## GIVEN INFORMATION

— start —

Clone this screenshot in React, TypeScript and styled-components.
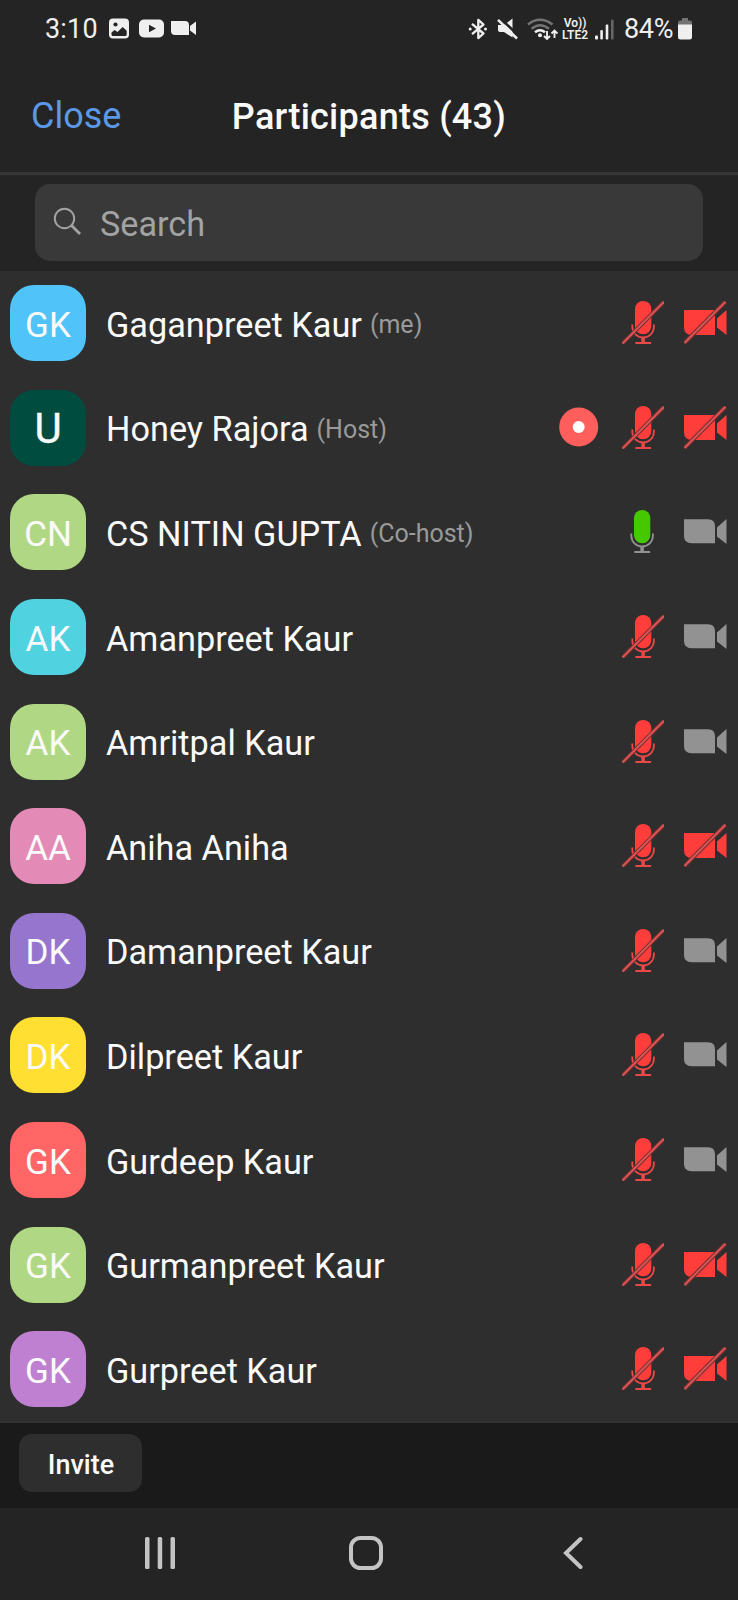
import React from 'react';
import styled, { createGlobalStyle } from 'styled-components';

const GlobalStyle = createGlobalStyle`
  *, *::before, *::after { box-sizing: border-box; }
  body { margin: 0; background: #242424; }
`;

const Screen = styled.div`
  width: 738px;
  height: 1600px;
  display: flex;
  flex-direction: column;
  overflow: hidden;
  background: #242424;
  color: #fafafa;
  font-family: Roboto, 'Liberation Sans', sans-serif;
  line-height: 1;
  white-space: nowrap;
  svg { display: block; flex: none; }
`;

const StatusBar = styled.div`
  height: 58px;
  padding: 0 46px 0 45px;
  display: flex;
  align-items: center;
  justify-content: space-between;
`;

const StatusGroup = styled.div`
  display: flex;
  align-items: center;
`;

const StatusText = styled.span<{ $width: number; $tracking?: number }>`
  width: ${(p) => p.$width}px;
  font-size: 27px;
  line-height: 32px;
  letter-spacing: ${(p) => p.$tracking ?? -0.3}px;
  color: #efefef;
`;

const Header = styled.header`
  height: 117px;
  display: grid;
  grid-template-columns: 1fr auto 1fr;
  align-items: center;
  padding: 2px 31px 0;
  border-bottom: 3px solid #363636;
`;

const CloseButton = styled.button`
  justify-self: start;
  padding: 0;
  border: 0;
  background: none;
  font: 400 36px/42px Roboto, sans-serif;
  color: #5b98e6;
`;

const Title = styled.h1`
  margin: 0;
  padding-top: 1px;
  font-size: 36px;
  font-weight: 500;
  line-height: 42px;
  letter-spacing: 0.25px;
`;

const SearchArea = styled.div`
  height: 96px;
  padding: 9px 35px 10px;
`;

const SearchField = styled.label`
  height: 77px;
  padding: 0 18px;
  display: flex;
  align-items: center;
  gap: 18px;
  border-radius: 15px;
  background: #393939;
  color: #a3a3a3;
  font-size: 34.2px;
  line-height: 40px;
  span { padding-top: 2px; }
  svg { margin-top: -2px; }
`;

const List = styled.ul`
  margin: 0;
  padding: 0;
  height: 1152px;
  list-style: none;
  background: #2e2e2e;
  border-bottom: 2px solid #323232;
`;

const Row = styled.li`
  height: 104.6px;
  padding: 0 11.5px 0 10px;
  display: flex;
  align-items: center;
`;

const Avatar = styled.div<{ $color: string; $photo?: boolean }>`
  width: 76px;
  height: 76px;
  flex: none;
  display: flex;
  align-items: center;
  justify-content: center;
  margin-right: 20px;
  border-radius: 24px;
  background: ${(p) => p.$color};
  font-size: ${(p) => (p.$photo ? 42 : 35)}px;
  padding-top: ${(p) => (p.$photo ? 2 : 4)}px;
  -webkit-text-stroke: ${(p) => (p.$photo ? '0.4px #fafafa' : '0')};
`;

const NameLine = styled.div`
  flex: 1;
  display: flex;
  align-items: center;
  gap: 8px;
  padding-top: 3px;
`;

const Name = styled.span`
  font-size: 34.25px;
  line-height: 40px;
`;

const Role = styled.span`
  font-size: 25px;
  line-height: 30px;
  padding-top: 1px;
  color: #9a9a9a;
`;

const Controls = styled.div`
  display: flex;
  align-items: center;
  gap: 20px;
  padding-bottom: 1.2px;
  > :first-child:nth-last-child(3) { margin-right: 3px; }
`;

const Footer = styled.footer`
  height: 85px;
  padding: 11px 19px;
  background: #1a1a1a;
`;

const InviteButton = styled.button`
  width: 123px;
  height: 58px;
  padding: 4px 0 0 1px;
  border: 0;
  border-radius: 13px;
  background: #2e2e2e;
  color: #fafafa;
  font: 500 27px/32px Roboto, sans-serif;
`;

const NavBar = styled.nav`
  flex: 1;
  display: flex;
  padding: 27px 0 0 144px;
`;

const NavButton = styled.button<{ $gap?: number }>`
  height: 36px;
  padding: 0;
  margin: 0 ${(p) => p.$gap ?? 0}px 0 0;
  border: 0;
  background: none;
`;

const MicIcon = ({ muted }: { muted: boolean }) => {
  const stand = muted ? '#e84848' : '#929292';
  return (
    <svg width="42" height="43" viewBox="0 0 42 43" fill="none">
      <g transform={muted ? undefined : 'translate(-1 0)'}>
        <rect x="13" y="0" width="16.3" height="33.3" rx="8.1" fill={muted ? '#ff3e3c' : '#46c800'} />
        <path d="M10.3 23.5v2.2a10.8 10.8 0 0 0 21.6 0v-2.2" stroke={stand} strokeWidth="1.8" />
        <path d="M21.1 36.5v5" stroke={stand} strokeWidth="3.5" />
        <path d="M13.3 42h15.8" stroke={stand} strokeWidth="2" />
      </g>
      {muted && (
        <>
          <path d="M.5 42.5 42 .8" stroke="#742f2f" strokeWidth="4" />
          <path d="M.5 42.5 42 .8" stroke="#d95454" strokeWidth="2" />
        </>
      )}
    </svg>
  );
};

const CameraIcon = ({ off }: { off: boolean }) => (
  <svg width="42.5" height="43" viewBox="0 0 42.5 43">
    <path
      d={off ? 'M0 9h31v25H8Q0 34 0 26Z' : 'M0 9.3h24Q31 9.3 31 16.300v17H7.500Q0 33.300 0 26Z'}
      fill={off ? '#ff3e3c' : '#929292'}
    />
    <path d="M33 17.500 42.500 9v25L33 26.500Z" fill={off ? '#ff3e3c' : '#929292'} />
    {off && (
      <>
        <path d="M.5 42 41.500 .8" stroke="#742f2f" strokeWidth="4.200" />
        <path d="M.5 42 41.500 .8" stroke="#d95454" strokeWidth="2" />
      </>
    )}
  </svg>
);

const RecordIcon = () => (
  <svg width="40" height="40" viewBox="0 0 40 40">
    <circle cx="19.700" cy="20" r="19.500" fill="#ff5f5c" />
    <circle cx="19.700" cy="20" r="6" fill="#fff" />
  </svg>
);

const NotificationIcons = () => (
  <svg width="88" height="22" viewBox="0 0 88 22" fill="#efefef">
    <rect x="0" y="0.500" width="20" height="20" rx="4" />
    <circle cx="6.500" cy="6.500" r="2.100" fill="#242424" />
    <path d="m2.500 14.500 3-2.600 3 2 5.200-5 4 3.800V16.500q0 1.500-1.500 1.500H4Q2.500 18 2.500 16.500Z" fill="#242424" />
    <rect x="30" y="1.500" width="25" height="18" rx="5" />
    <path d="m40 6.700 7 3.800-7 3.800Z" fill="#242424" />
    <path d="M62 3h14q4 0 4 4V17H66q-4 0-4-4ZM81 8 87 3.500v13.500l-6-4.500Z" />
  </svg>
);

const BluetoothIcon = () => (
  <svg width="20" height="22" viewBox="0 0 20 22" fill="none" stroke="#efefef" strokeWidth="2.300">
    <path d="m4 5.800 11.500 9.700-5.200 4.600V1.900l5.200 4.600L4 16.200" strokeLinejoin="round" />
    <circle cx="2.200" cy="11" r="1.500" fill="#efefef" stroke="none" />
    <circle cx="17.500" cy="11" r="1.500" fill="#efefef" stroke="none" />
  </svg>
);

const MuteIcon = () => (
  <svg width="22" height="22" viewBox="0 0 22 22">
    <path d="M1 7h6L15.500 .5v19L7 14H3q-2 0-2-2Z" fill="#efefef" />
    <path d="M2.500 -.5 22 18" stroke="#242424" strokeWidth="2.500" />
    <path d="M1 1.800 20 20.500" stroke="#efefef" strokeWidth="2.500" />
  </svg>
);

const WifiIcon = () => (
  <svg width="31" height="23" viewBox="0 0 31 23" fill="none">
    <path d="M1 6.500Q13 -3 25.500 6.500" stroke="#737373" strokeWidth="2.500" />
    <path d="M4.500 10.700Q13 3.700 22 10.700" stroke="#737373" strokeWidth="2.500" />
    <path d="M8 14.300q5-4.200 10 0" stroke="#efefef" strokeWidth="2.500" />
    <circle cx="13" cy="17.200" r="2" fill="#efefef" />
    <path d="M20 13v8m-3-3 3 3 3-3M27.500 20v-7.500m-3 3 3-3 3 3" stroke="#efefef" strokeWidth="1.900" />
  </svg>
);

const LteBadge = styled.div`
  width: 28px;
  display: flex;
  flex-direction: column;
  align-items: center;
  font-size: 12px;
  font-weight: 600;
  line-height: 12px;
  color: #efefef;
`;

const SignalIcon = () => (
  <svg width="19" height="21" viewBox="0 0 19 21" fill="#efefef">
    <rect x="0" y="16.500" width="3" height="4" rx="1" />
    <rect x="5.300" y="11" width="2.600" height="9.500" rx="1" />
    <rect x="10.700" y="5.500" width="2.600" height="15" rx="1" />
    <rect x="16" y="0.500" width="2.600" height="20" rx="1" fill="#666" />
  </svg>
);

const BatteryIcon = () => (
  <svg width="14" height="22" viewBox="0 0 14 22">
    <path d="M4 0h6v2.500h2q2 0 2 2V8H0V4.500q0-2 2-2h2Z" fill="#737373" />
    <path d="M0 6.500h14v12.500q0 2.500-2.500 2.500h-9Q0 21.500 0 19Z" fill="#efefef" />
  </svg>
);

const Spacer = styled.span<{ $w: number }>`
  width: ${(p) => p.$w}px;
`;

interface Participant {
  name: string;
  initials: string;
  color: string;
  role?: string;
  photo?: boolean;
  recording?: boolean;
  speaking?: boolean;
  camera?: boolean;
}

const participants: Participant[] = [
  { name: 'Gaganpreet Kaur', initials: 'GK', color: '#50c3f9', role: '(me)' },
  { name: 'Honey Rajora', initials: 'U', color: '#004d3f', role: '(Host)', photo: true, recording: true },
  { name: 'CS NITIN GUPTA', initials: 'CN', color: '#b0d884', role: '(Co-host)', speaking: true, camera: true },
  { name: 'Amanpreet Kaur', initials: 'AK', color: '#50d2e1', camera: true },
  { name: 'Amritpal Kaur', initials: 'AK', color: '#b0d884', camera: true },
  { name: 'Aniha Aniha', initials: 'AA', color: '#e48ab6' },
  { name: 'Damanpreet Kaur', initials: 'DK', color: '#9575cd', camera: true },
  { name: 'Dilpreet Kaur', initials: 'DK', color: '#ffdf32', camera: true },
  { name: 'Gurdeep Kaur', initials: 'GK', color: '#ff6665', camera: true },
  { name: 'Gurmanpreet Kaur', initials: 'GK', color: '#b0d884' },
  { name: 'Gurpreet Kaur', initials: 'GK', color: '#c080d2' },
];

export default function App() {
  return (
    <>
      <GlobalStyle />
      <Screen>
        <StatusBar>
          <StatusGroup>
            <StatusText $width={64} $tracking={0.2}>3:10</StatusText>
            <NotificationIcons />
          </StatusGroup>
          <StatusGroup>
            <BluetoothIcon />
            <Spacer $w={9} />
            <MuteIcon />
            <Spacer $w={8} />
            <WifiIcon />
            <Spacer $w={3} />
            <LteBadge>
              <span>Vo))</span>
              <span>LTE2</span>
            </LteBadge>
            <Spacer $w={6} />
            <SignalIcon />
            <Spacer $w={10} />
            <StatusText $width={54}>84%</StatusText>
            <BatteryIcon />
          </StatusGroup>
        </StatusBar>
        <Header>
          <CloseButton>Close</CloseButton>
          <Title>Participants (43)</Title>
        </Header>
        <SearchArea>
          <SearchField>
            <svg width="29" height="30" viewBox="0 0 29 30" fill="none" stroke="#a3a3a3" strokeWidth="2">
              <circle cx="11.500" cy="11.500" r="9.700" />
              <path d="m18.500 18.500 8.500 8.500" strokeWidth="2.800" />
            </svg>
            <span>Search</span>
          </SearchField>
        </SearchArea>
        <List>
          {participants.map((p) => (
            <Row key={p.name}>
              <Avatar $color={p.color} $photo={p.photo}>{p.initials}</Avatar>
              <NameLine>
                <Name>{p.name}</Name>
                {p.role && <Role>{p.role}</Role>}
              </NameLine>
              <Controls>
                {p.recording && <RecordIcon />}
                <MicIcon muted={!p.speaking} />
                <CameraIcon off={!p.camera} />
              </Controls>
            </Row>
          ))}
        </List>
        <Footer>
          <InviteButton>Invite</InviteButton>
        </Footer>
        <NavBar>
          <NavButton $gap={172} aria-label="Recent apps">
            <svg width="32" height="36" viewBox="0 0 32 36" fill="#c4c4c4">
              <rect x="1" y="2" width="4.500" height="32" rx="1.500" />
              <rect x="13.700" y="2" width="4.500" height="32" rx="1.500" />
              <rect x="26.500" y="2" width="4.500" height="32" rx="1.500" />
            </svg>
          </NavButton>
          <NavButton $gap={179} aria-label="Home">
            <svg width="36" height="36" viewBox="0 0 36 36" fill="none">
              <rect x="3" y="3" width="30" height="30" rx="9.500" stroke="#c4c4c4" strokeWidth="4" />
            </svg>
          </NavButton>
          <NavButton aria-label="Back">
            <svg width="20" height="36" viewBox="0 0 20 36" fill="none">
              <path d="M17.500 4 3 18l14.500 14" stroke="#c4c4c4" strokeWidth="4" strokeLinecap="round" />
            </svg>
          </NavButton>
        </NavBar>
      </Screen>
    </>
  );
}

— end —

## WHAT TO WORK ON
Count how many lines in the data contain the word "components", giving the number without comment.

## SOLUTION TO THE EXERCISE
2